HDMI output hasn't made the cut, as the N2310 isn't geared for direct multimedia playback and is designed principally as a network server that, among other things, can stream high-def content to attached devices. Providing the power to make it happen is single-core Applied Micro Catalina APM86491 processor clocked at 800MHz, along with 512MB of DDR3 memory.

The single-core PowerPC processor doesn't sound particularly spectacular, yet Thecus has managed to eke out a respectable amount of performance from the low-power chip. We'll get on to benchmark numbers shortly, but first let's take a quick look at the software side of things.

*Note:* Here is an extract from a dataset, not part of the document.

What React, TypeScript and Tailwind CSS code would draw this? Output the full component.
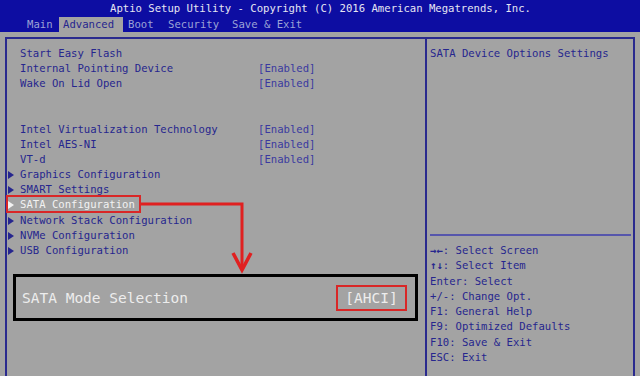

As is the case with most modern-day NAS solutions, setup is simple and straightforward. After installing your drives (remember, the £120 N2310 is a drive-less unit), it's merely a case of attaching the server to your network via the provided patch cable, hooking up the power supply, switching it on and pointing any networked web browser to install.thecus.com.

From here, the user is able to download a small Intelligent NAS utility that detects the server and begins setup. Everything worked without a hitch during our own tests, and in under five minutes the N2310 was up and running. Once initial setup is complete, the user is directed to a web-based admin panel that should look and feel familiar to anyone who has used a Thecus product in recent years.

The latest release, ThecusOS 6, has been covered in an earlier review and a live demo is available for your perusal at Thecus.com.

In a nutshell, Thecus' software offers a reasonable feature set but can at times be lacking in refinement. It regularly feels as though too many clicks are required to get to simple settings, and the initial setup doesn't do much beyond creating a RAID array. We'd like to see the setup wizard create user accounts, automatically set date and time, and provide shortcuts for mapping shared folders. Doing so would make the NAS more accessible to less experienced users.

With the focus on SOHO use, the N2310 offers support for RAID 0 and 1, built in iTunes, print and FTP servers, a dedicated BitTorrent client, scheduled on/off, multiple backup facilities, companion apps for iOS and Android, as well as Plex Media Server integration. There's no iSCSI support, however the N2310 covers most bases for an entry-level NAS; the one obvious omission is that it doesn't currently support idle spin-down, meaning hard disks can't automatically enter standby after a period of inactivity.

Thecus has, we feel, fallen behind the likes of Qnap and Synology in terms of software implementation, however while ThecusOS 6 isn't as sleek or user-friendly as some of the competition, it's a utilitarian piece of software that, with a bit of patience, ultimately gets the job done.